Short task ▸ Return the lines from the one with "Give me the React, TypeScript and Tailwind" through the one with "h-[44px] rounded-lg border", exactly as they appear and with no pictures.

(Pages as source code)
---
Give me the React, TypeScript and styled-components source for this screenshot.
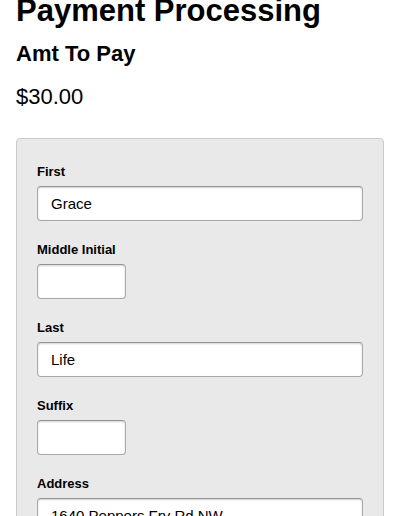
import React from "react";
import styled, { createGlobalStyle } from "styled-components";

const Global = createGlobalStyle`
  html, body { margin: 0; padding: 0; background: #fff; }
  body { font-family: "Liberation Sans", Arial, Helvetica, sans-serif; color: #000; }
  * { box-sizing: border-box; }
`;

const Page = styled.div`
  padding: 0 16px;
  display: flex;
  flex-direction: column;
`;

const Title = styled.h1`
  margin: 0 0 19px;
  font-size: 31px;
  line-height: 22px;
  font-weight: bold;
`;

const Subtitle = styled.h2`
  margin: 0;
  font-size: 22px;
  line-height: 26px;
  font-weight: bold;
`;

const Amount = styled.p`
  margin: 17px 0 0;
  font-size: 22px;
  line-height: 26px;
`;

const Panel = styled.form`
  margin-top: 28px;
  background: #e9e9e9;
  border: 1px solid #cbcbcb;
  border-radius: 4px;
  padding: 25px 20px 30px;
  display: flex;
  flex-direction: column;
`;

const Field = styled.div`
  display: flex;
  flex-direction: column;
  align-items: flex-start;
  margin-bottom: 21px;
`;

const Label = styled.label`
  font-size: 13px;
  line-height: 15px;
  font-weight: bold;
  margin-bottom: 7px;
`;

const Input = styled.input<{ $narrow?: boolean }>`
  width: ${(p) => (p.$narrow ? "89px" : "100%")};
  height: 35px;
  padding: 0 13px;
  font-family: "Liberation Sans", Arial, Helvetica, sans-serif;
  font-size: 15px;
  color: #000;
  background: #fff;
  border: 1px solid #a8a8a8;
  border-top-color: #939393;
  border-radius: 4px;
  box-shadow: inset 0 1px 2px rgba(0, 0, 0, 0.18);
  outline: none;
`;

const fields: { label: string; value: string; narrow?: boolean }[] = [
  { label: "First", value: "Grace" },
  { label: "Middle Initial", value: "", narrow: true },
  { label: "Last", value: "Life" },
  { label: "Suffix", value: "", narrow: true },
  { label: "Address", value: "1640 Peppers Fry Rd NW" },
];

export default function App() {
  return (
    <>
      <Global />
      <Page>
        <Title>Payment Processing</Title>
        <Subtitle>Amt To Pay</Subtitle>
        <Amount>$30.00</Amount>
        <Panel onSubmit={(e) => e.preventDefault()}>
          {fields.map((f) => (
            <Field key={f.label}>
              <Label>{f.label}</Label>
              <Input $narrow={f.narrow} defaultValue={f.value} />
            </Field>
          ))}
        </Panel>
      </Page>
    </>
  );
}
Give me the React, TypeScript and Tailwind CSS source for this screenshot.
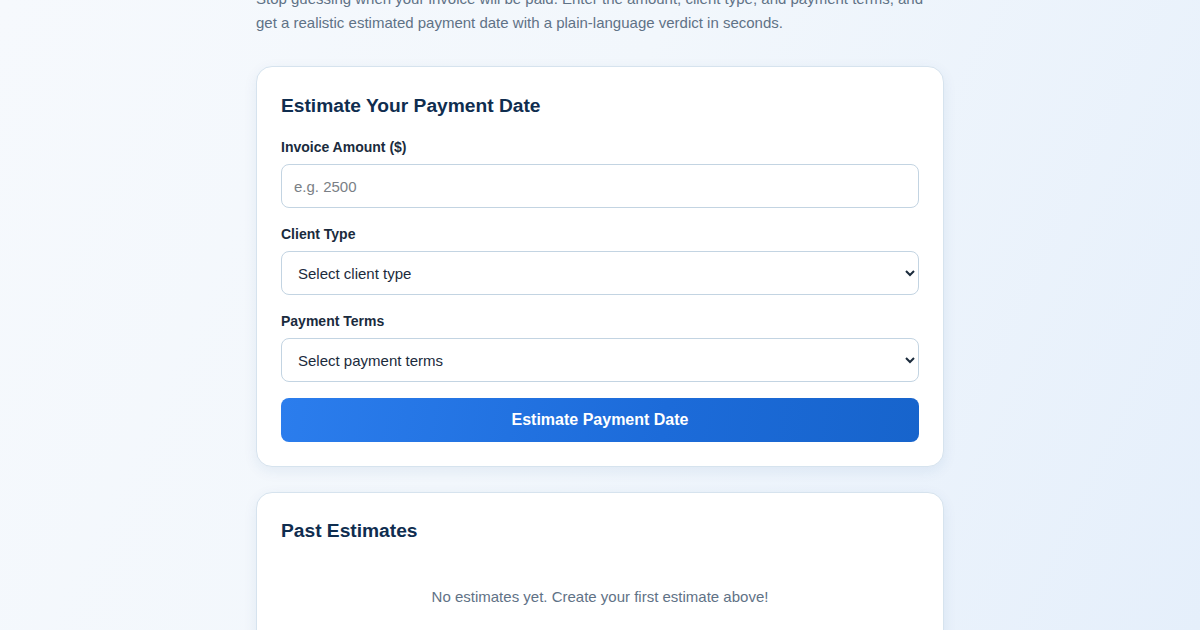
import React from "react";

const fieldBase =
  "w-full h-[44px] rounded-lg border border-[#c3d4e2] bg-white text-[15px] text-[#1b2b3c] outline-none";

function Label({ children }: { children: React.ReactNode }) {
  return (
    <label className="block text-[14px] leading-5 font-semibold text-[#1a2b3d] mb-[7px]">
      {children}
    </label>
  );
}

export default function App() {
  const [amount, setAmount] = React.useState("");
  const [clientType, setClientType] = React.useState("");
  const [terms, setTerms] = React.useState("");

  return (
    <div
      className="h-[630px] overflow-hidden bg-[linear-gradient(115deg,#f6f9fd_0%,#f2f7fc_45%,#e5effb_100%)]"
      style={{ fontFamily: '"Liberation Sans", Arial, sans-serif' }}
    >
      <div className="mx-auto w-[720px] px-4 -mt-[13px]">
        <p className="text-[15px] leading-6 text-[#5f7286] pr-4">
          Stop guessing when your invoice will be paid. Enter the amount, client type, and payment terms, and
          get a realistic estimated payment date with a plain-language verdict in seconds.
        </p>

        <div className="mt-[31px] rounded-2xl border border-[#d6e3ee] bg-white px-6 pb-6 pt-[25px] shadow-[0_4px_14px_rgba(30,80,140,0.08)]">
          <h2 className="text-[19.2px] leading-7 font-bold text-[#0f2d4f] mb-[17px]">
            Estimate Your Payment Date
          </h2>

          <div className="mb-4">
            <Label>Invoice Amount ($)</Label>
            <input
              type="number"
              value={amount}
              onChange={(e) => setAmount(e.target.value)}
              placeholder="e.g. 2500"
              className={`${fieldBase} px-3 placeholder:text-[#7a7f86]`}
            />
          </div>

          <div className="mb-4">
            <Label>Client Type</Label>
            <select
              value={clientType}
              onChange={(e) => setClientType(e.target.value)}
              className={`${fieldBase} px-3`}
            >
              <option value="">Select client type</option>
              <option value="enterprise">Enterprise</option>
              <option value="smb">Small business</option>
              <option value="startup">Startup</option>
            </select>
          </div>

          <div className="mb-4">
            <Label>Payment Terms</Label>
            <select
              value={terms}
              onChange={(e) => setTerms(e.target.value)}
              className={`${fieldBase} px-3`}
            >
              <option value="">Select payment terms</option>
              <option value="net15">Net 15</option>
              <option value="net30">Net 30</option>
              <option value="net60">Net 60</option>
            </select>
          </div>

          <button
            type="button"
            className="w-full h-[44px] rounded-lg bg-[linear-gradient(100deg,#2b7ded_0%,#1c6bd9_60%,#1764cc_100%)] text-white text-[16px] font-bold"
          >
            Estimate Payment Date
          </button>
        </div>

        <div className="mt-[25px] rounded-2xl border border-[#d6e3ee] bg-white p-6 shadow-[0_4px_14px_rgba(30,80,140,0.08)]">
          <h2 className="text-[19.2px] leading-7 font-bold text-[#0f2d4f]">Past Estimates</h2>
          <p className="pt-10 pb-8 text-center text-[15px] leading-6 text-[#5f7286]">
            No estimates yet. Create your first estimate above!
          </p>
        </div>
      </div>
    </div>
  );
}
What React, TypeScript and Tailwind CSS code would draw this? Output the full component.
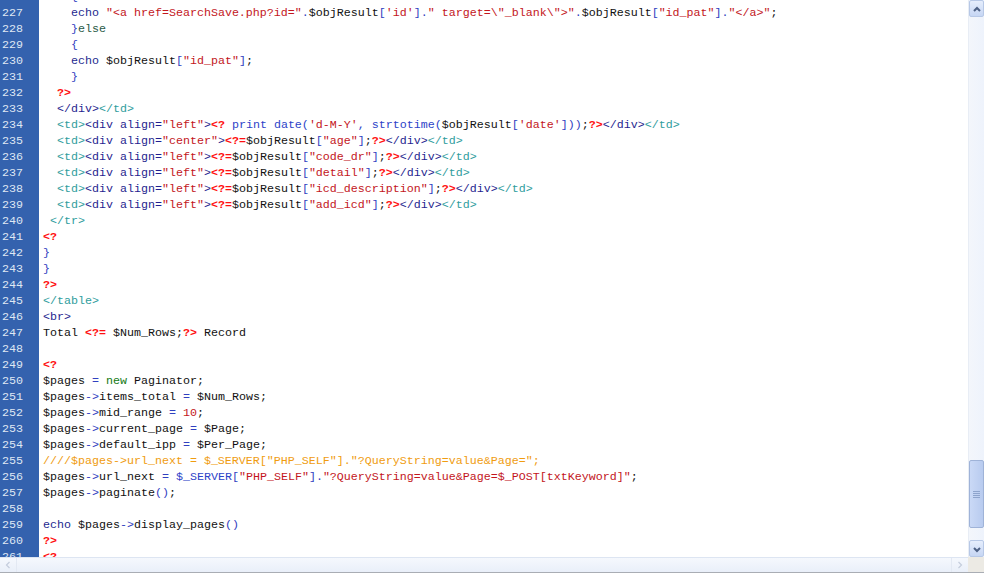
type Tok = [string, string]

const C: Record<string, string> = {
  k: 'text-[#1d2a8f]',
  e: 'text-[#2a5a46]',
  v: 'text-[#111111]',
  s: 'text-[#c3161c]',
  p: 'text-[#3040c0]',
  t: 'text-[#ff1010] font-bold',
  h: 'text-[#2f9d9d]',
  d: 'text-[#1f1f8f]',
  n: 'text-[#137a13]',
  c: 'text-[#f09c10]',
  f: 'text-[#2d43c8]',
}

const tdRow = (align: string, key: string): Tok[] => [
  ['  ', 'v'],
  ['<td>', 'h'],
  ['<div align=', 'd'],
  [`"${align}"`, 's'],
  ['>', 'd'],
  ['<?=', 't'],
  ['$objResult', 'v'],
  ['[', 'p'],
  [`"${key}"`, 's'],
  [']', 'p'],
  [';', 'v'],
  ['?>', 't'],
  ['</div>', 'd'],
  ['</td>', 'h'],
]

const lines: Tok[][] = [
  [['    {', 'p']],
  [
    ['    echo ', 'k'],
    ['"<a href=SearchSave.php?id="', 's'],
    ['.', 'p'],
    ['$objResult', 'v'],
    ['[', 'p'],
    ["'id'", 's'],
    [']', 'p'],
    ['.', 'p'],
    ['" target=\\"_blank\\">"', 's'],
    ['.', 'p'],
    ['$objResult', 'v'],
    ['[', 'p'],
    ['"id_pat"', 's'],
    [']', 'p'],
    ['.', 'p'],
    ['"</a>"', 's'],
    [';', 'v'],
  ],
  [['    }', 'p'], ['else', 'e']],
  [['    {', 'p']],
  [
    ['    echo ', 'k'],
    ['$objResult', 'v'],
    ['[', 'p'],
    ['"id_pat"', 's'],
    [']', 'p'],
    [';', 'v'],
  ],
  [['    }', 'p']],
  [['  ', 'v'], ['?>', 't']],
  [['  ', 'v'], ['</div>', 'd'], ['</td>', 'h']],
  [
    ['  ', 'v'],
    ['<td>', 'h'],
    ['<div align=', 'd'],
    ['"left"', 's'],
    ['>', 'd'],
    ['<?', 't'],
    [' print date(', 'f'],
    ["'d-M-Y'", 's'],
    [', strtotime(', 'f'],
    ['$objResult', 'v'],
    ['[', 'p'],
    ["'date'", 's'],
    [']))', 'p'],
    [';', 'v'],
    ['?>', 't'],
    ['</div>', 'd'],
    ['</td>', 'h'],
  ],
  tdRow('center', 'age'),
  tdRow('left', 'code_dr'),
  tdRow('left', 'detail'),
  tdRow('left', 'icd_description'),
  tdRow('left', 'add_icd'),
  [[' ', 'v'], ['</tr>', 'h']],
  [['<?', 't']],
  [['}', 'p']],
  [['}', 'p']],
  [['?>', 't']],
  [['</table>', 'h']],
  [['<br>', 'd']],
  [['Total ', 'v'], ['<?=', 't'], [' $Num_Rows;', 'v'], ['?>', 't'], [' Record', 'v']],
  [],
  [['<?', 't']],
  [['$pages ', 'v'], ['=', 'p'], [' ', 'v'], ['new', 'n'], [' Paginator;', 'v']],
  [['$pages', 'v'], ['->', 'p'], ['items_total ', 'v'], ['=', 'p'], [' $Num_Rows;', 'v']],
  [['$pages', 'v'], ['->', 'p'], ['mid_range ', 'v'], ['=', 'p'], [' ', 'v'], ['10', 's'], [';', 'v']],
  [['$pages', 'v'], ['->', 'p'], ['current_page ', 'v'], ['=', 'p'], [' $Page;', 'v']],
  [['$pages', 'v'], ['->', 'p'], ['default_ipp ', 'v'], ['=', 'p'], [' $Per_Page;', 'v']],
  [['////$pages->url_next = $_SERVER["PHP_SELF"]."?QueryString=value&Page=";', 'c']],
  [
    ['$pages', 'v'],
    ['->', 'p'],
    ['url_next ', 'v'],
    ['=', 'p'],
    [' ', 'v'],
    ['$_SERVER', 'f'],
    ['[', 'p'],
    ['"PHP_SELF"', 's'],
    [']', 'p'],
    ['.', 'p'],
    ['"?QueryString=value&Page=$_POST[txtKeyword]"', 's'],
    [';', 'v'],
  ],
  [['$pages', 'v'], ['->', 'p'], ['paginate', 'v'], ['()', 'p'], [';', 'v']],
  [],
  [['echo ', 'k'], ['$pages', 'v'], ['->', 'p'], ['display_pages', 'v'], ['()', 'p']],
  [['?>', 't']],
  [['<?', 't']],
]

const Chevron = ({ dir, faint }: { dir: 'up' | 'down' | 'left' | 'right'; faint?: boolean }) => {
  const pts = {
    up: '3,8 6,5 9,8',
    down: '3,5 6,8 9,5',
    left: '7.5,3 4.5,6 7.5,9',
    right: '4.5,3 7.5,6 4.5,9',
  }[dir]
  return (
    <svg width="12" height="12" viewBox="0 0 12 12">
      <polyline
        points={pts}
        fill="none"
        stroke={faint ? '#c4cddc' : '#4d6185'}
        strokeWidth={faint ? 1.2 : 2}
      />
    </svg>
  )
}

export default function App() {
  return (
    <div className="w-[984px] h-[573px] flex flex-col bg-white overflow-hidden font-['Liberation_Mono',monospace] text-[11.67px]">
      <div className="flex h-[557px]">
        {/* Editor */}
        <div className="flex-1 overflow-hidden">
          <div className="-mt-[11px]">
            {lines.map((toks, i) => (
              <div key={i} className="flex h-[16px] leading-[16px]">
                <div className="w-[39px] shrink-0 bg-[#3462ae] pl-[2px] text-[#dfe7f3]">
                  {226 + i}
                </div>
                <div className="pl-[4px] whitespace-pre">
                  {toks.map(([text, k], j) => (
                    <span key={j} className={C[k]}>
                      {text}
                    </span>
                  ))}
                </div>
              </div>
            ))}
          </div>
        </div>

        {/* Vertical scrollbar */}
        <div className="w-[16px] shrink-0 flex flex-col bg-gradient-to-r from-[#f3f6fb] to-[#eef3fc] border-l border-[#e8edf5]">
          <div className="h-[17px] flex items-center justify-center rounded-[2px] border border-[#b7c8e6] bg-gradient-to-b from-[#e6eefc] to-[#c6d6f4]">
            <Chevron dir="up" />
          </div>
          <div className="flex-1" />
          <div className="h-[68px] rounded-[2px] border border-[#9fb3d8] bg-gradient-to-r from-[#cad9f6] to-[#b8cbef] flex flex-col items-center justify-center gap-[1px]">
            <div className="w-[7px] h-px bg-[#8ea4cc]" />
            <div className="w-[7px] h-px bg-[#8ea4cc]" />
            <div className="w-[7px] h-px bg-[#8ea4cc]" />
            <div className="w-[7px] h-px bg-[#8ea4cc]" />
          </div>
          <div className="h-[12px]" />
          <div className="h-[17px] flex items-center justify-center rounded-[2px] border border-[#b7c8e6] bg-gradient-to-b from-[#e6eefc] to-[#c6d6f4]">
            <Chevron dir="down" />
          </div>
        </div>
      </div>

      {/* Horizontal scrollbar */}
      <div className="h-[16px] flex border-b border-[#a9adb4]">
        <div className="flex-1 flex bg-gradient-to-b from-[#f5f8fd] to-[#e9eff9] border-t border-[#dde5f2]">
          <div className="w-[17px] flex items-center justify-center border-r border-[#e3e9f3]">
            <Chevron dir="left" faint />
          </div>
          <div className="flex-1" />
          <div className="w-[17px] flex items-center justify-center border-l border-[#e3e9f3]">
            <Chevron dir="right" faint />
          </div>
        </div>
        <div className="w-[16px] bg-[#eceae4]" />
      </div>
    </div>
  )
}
---
Answer to the exercise ▸
Give me the React, TypeScript and Tailwind CSS source for this screenshot.
import React from "react";

const fieldBase =
  "w-full h-[44px] rounded-lg border border-[#c3d4e2] bg-white text-[15px] text-[#1b2b3c] outline-none";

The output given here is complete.